I am looking at what it might take to secure unpaired BLE connections.

In some cases, and essentially this main use case, a mobile device (Android) may want to connect to several different peripherals randomly at different times throughout the day. By 'randomly' I mean I am walking by one if I have a dozen scattered around my apartment and I personally don't know exactly which one without physically checking.

The process of physically accepting a pair request seems unnecessary and quite time consuming. I don't what to walk in the room the first time and have to manually pair each device, that would be insane if I had 100+ devices. Note that these devices don't necessarily have to be connected at the same time, but could. Also note that I understand this isn't generally the main use case of the typical peripheral to mobile communication considering the max connected devices at one time is 7.

These peripheral devices have no I/O thus the Numeric Comparison, Passkey Entry, and Out of Band connection methods don't seem to be the ones that I'm looking for. It seems that Just Works should work, however there doesn't seem to be security support for it. Anyone with a sniffer would be able to read all communication.

It seems I may be asking too much of Bluetooth LE and will have to figure out another means--maybe in the application layer?

1

1 Answer 1

2

if you want to have encrypted communication on bluetooth layer, you will need a pairing process. Just Works is the most simple one but using Android or iOS you will still need to press a button at least on phone side.

A basic idea of the bluetooth pairing process is that no predefined keys are necessary.

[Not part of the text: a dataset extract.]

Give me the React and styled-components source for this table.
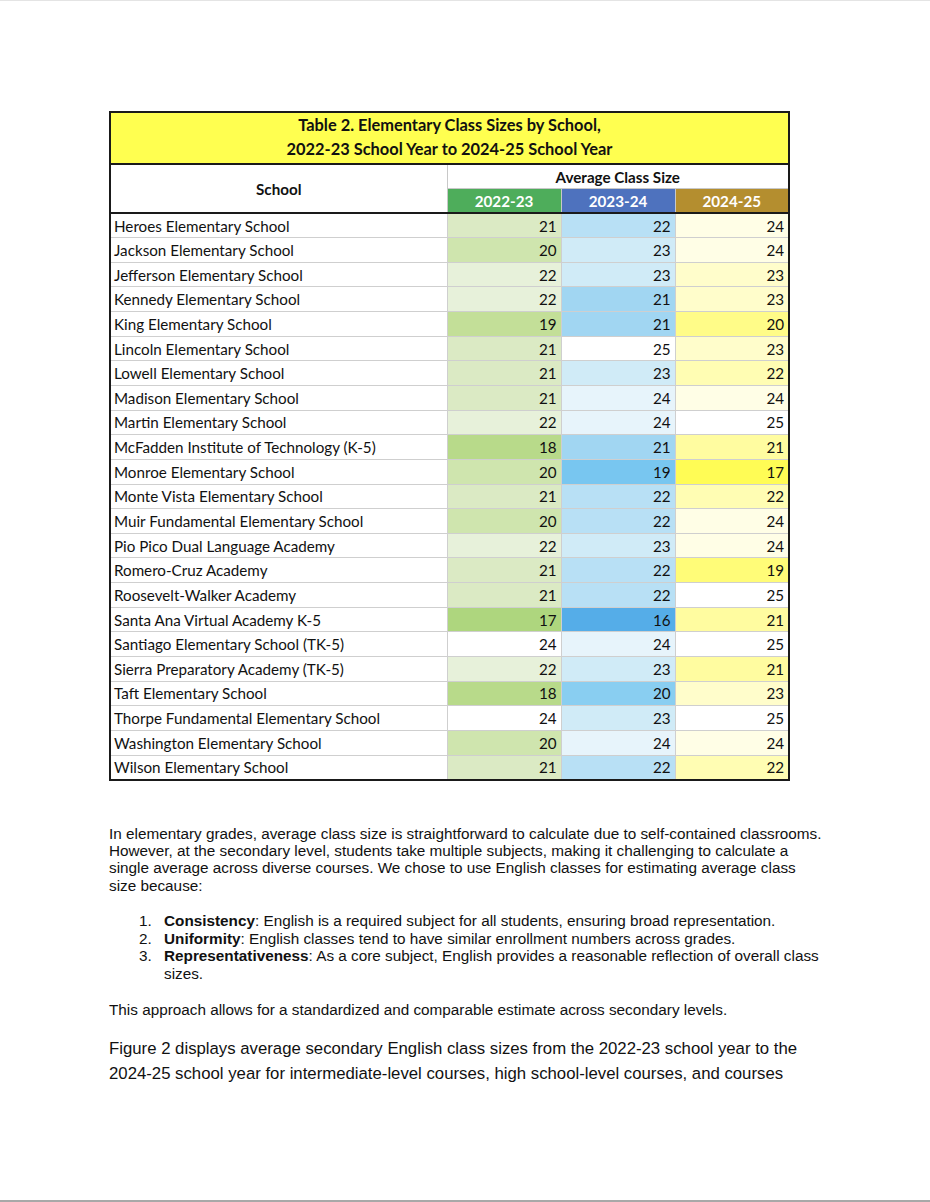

Therefor, the user can secure the connection between two devices out of the box.

From you post above, some questions arise:

  • Do you need encryption or authentication?
  • What is the sense of encryption in your use case if any device is able to connect, encrypt and communicate?
  • What level of security do you need? Security against professional atackers or against someone accidentally connecting to your device with a BLE scanner app?
  • Do you actually need encryption or signing?

Dependent on your requirements, there are different solutions. To my knowledge, BLE encryption without pairing is not possible (with usual smartphones).

You could install predefined encryption keys and encrypt data in your application. But then, you have another problem: How to distribute the keys? And if one device is hacked, how do you revoke keys? If all devices share the same key, your whole system is broken if one device is hacked.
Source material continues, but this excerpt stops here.